The Russian government has also been trying to preserve employment through implicit pressure on employers — a tactic Putin’s regime has been using through the years, said Malik. This has contributed to a flurry of deals involving foreign companies selling their business and stakes in their Russian operations to local buyers who would continue running them under a different brand.
In May, for example, McDonald’s sold its business in the country to a local licensee. The deal requires that the buyer continue employing and paying all of McDonald’s staff in Russia for two years after the takeover, according to a McDonalds statement.

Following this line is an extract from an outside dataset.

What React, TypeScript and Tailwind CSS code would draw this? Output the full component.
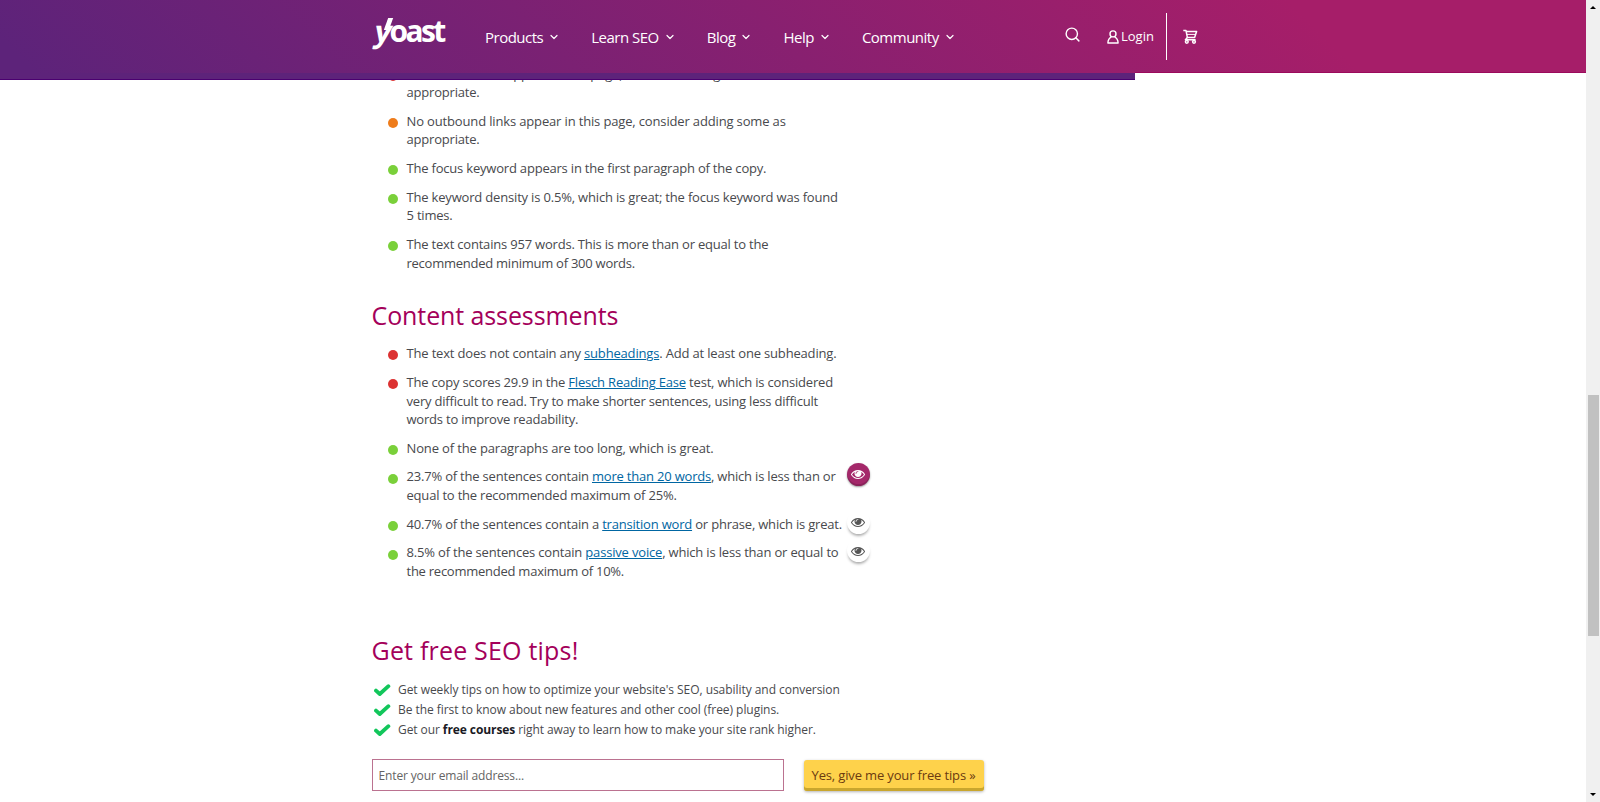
import type { ReactNode } from "react";
import { FiChevronDown, FiSearch } from "react-icons/fi";

const NAV = ["Products", "Learn SEO", "Blog", "Help", "Community"];

const DOTS = {
  red: "bg-[#dc3232]",
  orange: "bg-[#ee7c1b]",
  green: "bg-[#7ad03a]",
};

const EyeIcon = () => (
  <svg viewBox="0 0 1792 1792" className="w-[14px] h-[14px]" fill="currentColor">
    <path d="M1664 960q-152-236-381-353 61 104 61 225 0 185-131.5 316.5t-316.5 131.5-316.5-131.5-131.5-316.5q0-121 61-225-229 117-381 353 133 205 333.5 326.5t434.5 121.5 434.5-121.5 333.5-326.5zm-720-384q0-20-14-34t-34-14q-125 0-214.5 89.5t-89.5 214.5q0 20 14 34t34 14 34-14 14-34q0-86 61-147t147-61q20 0 34-14t14-34zm848 384q0 34-20 69-140 230-376.5 368.5t-499.5 138.5-499.5-139-376.5-368q-20-35-20-69t20-69q140-229 376.5-368t499.5-139 499.5 139 376.5 368q20 35 20 69z" />
  </svg>
);

const CheckIcon = () => (
  <svg
    viewBox="0 0 18 14"
    className="w-[18px] h-[14px] mt-[3px]"
    fill="none"
    stroke="#12c65b"
    strokeWidth="3.8"
    strokeLinecap="round"
    strokeLinejoin="round"
  >
    <path d="M3 7.6 L6.8 11 L15.4 3.2" />
  </svg>
);

const UserIcon = () => (
  <svg viewBox="0 0 12 14" className="w-3 h-[14px]" fill="none" stroke="white" strokeWidth="1.4">
    <circle cx="6" cy="3.9" r="3" />
    <path d="M4.2 7.2 C2 8.2 1 9.8 0.9 13 H11.1 C11 9.8 10 8.2 7.8 7.2" strokeLinejoin="round" />
  </svg>
);

const CartIcon = () => (
  <svg
    viewBox="0 0 15 15"
    className="w-[15px] h-[15px]"
    fill="none"
    stroke="white"
    strokeWidth="1.5"
    strokeLinejoin="round"
  >
    <path d="M0.3 1.6 H3 L4.4 8.6 H11.6 L13.6 2.4 H3.2" />
    <path d="M4 5.4 H12.4" strokeWidth="1" />
    <path d="M4.4 8.6 L2.4 10.8 H12.6" />
    <circle cx="3.8" cy="12.8" r="1.4" />
    <circle cx="11" cy="12.8" r="1.4" />
  </svg>
);

const Logo = () => (
  <div className="relative ml-[375px] w-[110px] flex items-baseline h-[42px] mt-[11px] leading-[40px] font-bold text-[30px] tracking-[-2.6px]">
    <span className="inline-block -skew-x-12">y</span>
    <span>oast</span>
    <span className="absolute left-[11px] top-[7px] w-[5px] h-[12px] bg-white -skew-x-[20deg]" />
  </div>
);

const Link = ({ children }: { children: ReactNode }) => (
  <a href="#" className="text-[#0066a2] underline underline-offset-1 decoration-1">
    {children}
  </a>
);

type ItemProps = {
  dot: keyof typeof DOTS;
  eye?: "on" | "off";
  children: ReactNode;
};

const Item = ({ dot, eye, children }: ItemProps) => (
  <li className="flex items-start mb-[10.1px]">
    <span className={`w-[10px] h-[10px] rounded-full mt-[6.2px] mr-[8.5px] shrink-0 ${DOTS[dot]}`} />
    <div className="w-[440px] shrink-0 whitespace-nowrap">{children}</div>
    {eye && (
      <button
        type="button"
        className={
          eye === "on"
            ? "w-[23px] h-[23px] -mt-[4.5px] -mb-6 rounded-full flex items-center justify-center bg-[#a4286a] text-white shadow-[inset_0_-2px_0_rgba(0,0,0,0.15),0_1px_2px_rgba(0,0,0,0.4)]"
            : "w-[23px] h-[23px] -mt-[4px] -mb-6 rounded-full flex items-center justify-center bg-white text-[#555] shadow-[0_3px_3px_-1px_rgba(0,0,0,0.35)]"
        }
      >
        <EyeIcon />
      </button>
    )}
  </li>
);

const Header = () => (
  <header className="relative z-10 h-20">
    <div className="h-[73px] bg-[linear-gradient(45deg,#5d237a_2%,#a61e69_82%)] flex text-white">
      <Logo />
      <nav className="flex w-[579px] text-[15px] leading-[22px] tracking-[-0.5px] pt-[26px]">
        {NAV.map((item) => (
          <a key={item} href="#" className="flex items-center h-[22px] mr-[30px] whitespace-nowrap">
            {item}
            <FiChevronDown size={12} className="ml-[5px] mr-px" strokeWidth={2.4} />
          </a>
        ))}
      </nav>
      <FiSearch size={17} className="mt-[26px]" />
      <a href="#" className="flex items-center h-[22px] ml-[26px] mt-[26px] text-[13px]">
        <UserIcon />
        <span className="ml-[2px]">Login</span>
      </a>
      <div className="w-[1.5px] h-[47px] bg-white mt-[13px] ml-[12px] mr-[16px]" />
      <div className="mt-[29px]">
        <CartIcon />
      </div>
    </div>
    {/* reading progress */}
    <div className="flex">
      <div className="w-[1134.5px] h-[7px] bg-[#5d237a] border-b border-[#4b0070]" />
      <div className="grow h-px -mt-px bg-[#9b0a5c]" />
    </div>
  </header>
);

const Scrollbar = () => (
  <div className="w-[14px] h-full bg-[#f0f0f0] flex flex-col items-center justify-between py-[6px]">
    <div className="border-x-[3px] border-x-transparent border-b-[3px] border-b-black" />
    <div className="w-[11px] h-[241px] bg-[#c1c1c1] mt-[386px] mb-auto" />
    <div className="border-x-[3px] border-x-transparent border-t-[3px] border-t-black" />
  </div>
);

export default function App() {
  return (
    <div className="flex h-[802px] w-[1600px] overflow-hidden bg-white font-['Open_Sans','Noto_Sans',sans-serif]">
      <div className="w-[1586px] h-full overflow-hidden">
        <Header />
        <main className="-mt-[15.5px] pl-[371.5px] text-[#48494d]">
          <ul className="pl-[16.5px] text-[13px] leading-[18.6px] tracking-[-0.2px]">
            <Item dot="red">
              <p className="tracking-[-0.15px]">
                No internal links appear in this page, consider adding some as
              </p>
              <p>appropriate.</p>
            </Item>
            <Item dot="orange">
              <p className="tracking-[-0.15px]">
                No outbound links appear in this page, consider adding some as
              </p>
              <p>appropriate.</p>
            </Item>
            <Item dot="green">The focus keyword appears in the first paragraph of the copy.</Item>
            <Item dot="green">
              <p className="tracking-[-0.18px]">
                The keyword density is 0.5%, which is great; the focus keyword was found
              </p>
              <p>5 times.</p>
            </Item>
            <Item dot="green">
              <p>The text contains 957 words. This is more than or equal to the</p>
              <p className="tracking-[-0.25px]">recommended minimum of 300 words.</p>
            </Item>
          </ul>

          <h2 className="mt-[26px] mb-3 text-[25px] leading-[34px] tracking-[-0.1px] text-[#a4005a]">
            Content assessments
          </h2>
          <ul className="pl-[16.5px] text-[13px] leading-[18.6px] tracking-[-0.2px]">
            <Item dot="red">
              <p className="tracking-[-0.17px]">
                The text does not contain any <Link>subheadings</Link>. Add at least one subheading.
              </p>
            </Item>
            <Item dot="red">
              <p className="tracking-[-0.19px]">
                The copy scores 29.9 in the <Link>Flesch Reading Ease</Link> test, which is considered
              </p>
              <p>very difficult to read. Try to make shorter sentences, using less difficult</p>
              <p>words to improve readability.</p>
            </Item>
            <Item dot="green">
              <p className="tracking-[-0.14px]">None of the paragraphs are too long, which is great.</p>
            </Item>
            <Item dot="green" eye="on">
              <p>
                23.7% of the sentences contain <Link>more than 20 words</Link>, which is less than or
              </p>
              <p>equal to the recommended maximum of 25%.</p>
            </Item>
            <Item dot="green" eye="off">
              40.7% of the sentences contain a <Link>transition word</Link> or phrase, which is great.
            </Item>
            <Item dot="green" eye="off">
              <p className="tracking-[-0.18px]">
                8.5% of the sentences contain <Link>passive voice</Link>, which is less than or equal to
              </p>
              <p className="tracking-[-0.25px]">the recommended maximum of 10%.</p>
            </Item>
          </ul>

          <h2 className="mt-[52.5px] mb-[12.5px] text-[25px] leading-[34px] tracking-[0.2px] text-[#a4005a]">
            Get free SEO tips!
          </h2>
          <ul className="text-[12px] leading-5 tracking-[-0.05px] whitespace-nowrap">
            <li className="flex gap-[7px] pl-[1.5px]">
              <CheckIcon />
              <span>Get weekly tips on how to optimize your website's SEO, usability and conversion</span>
            </li>
            <li className="flex gap-[7px] pl-[1.5px]">
              <CheckIcon />
              <span>Be the first to know about new features and other cool (free) plugins.</span>
            </li>
            <li className="flex gap-[7px] pl-[1.5px]">
              <CheckIcon />
              <span className="tracking-[-0.08px]">
                Get our <b className="text-[#1a1a24]">free courses</b> right away to learn how to make
                your site rank higher.
              </span>
            </li>
          </ul>

          <form className="flex mt-[19.5px] gap-5">
            <input
              type="email"
              placeholder="Enter your email address..."
              className="w-[412px] h-8 border border-[#bb7290] px-[6px] text-[12px] tracking-[-0.14px] placeholder:text-[#646464]"
            />
            <button
              type="button"
              className="w-[180px] h-[31px] mt-px pb-[2px] rounded-[3px] bg-[#fed24b] text-[#6b3a10] text-[13px] leading-[22px] tracking-[-0.15px] whitespace-nowrap shadow-[inset_0_-3px_0_#c9a62d,0_1px_3px_rgba(0,0,0,0.3)]"
            >
              Yes, give me your free tips »
            </button>
          </form>
        </main>
      </div>
      <Scrollbar />
    </div>
  );
}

“Putin’s stress on the headline unemployment rate in his recent Kremlin meeting with officials being low suggests to me that the strategy is to keep informal pressure on large employers to retain staff,” said Malik.
The clock is still ticking for Russia
Even so, Russia may eventually run out of time when the commodities rally stall and as sanctions gnaw their way through the economy.
Elina Ribakova, the deputy chief economist at the Institute of International Finance, told Grid News that “within this year, we will see the effect on Russian economy as companies start to run out of parts or equipment and have to start laying people off or putting them on unpaid leave.”
Russia’s economy is expected to shrink 8.5% in 2022, with a further decline of 2.3% in 2023, the International Monetary Fund projected in an April report. That would be the economy’s largest decline since the years following the fall of the Soviet Union in 1991.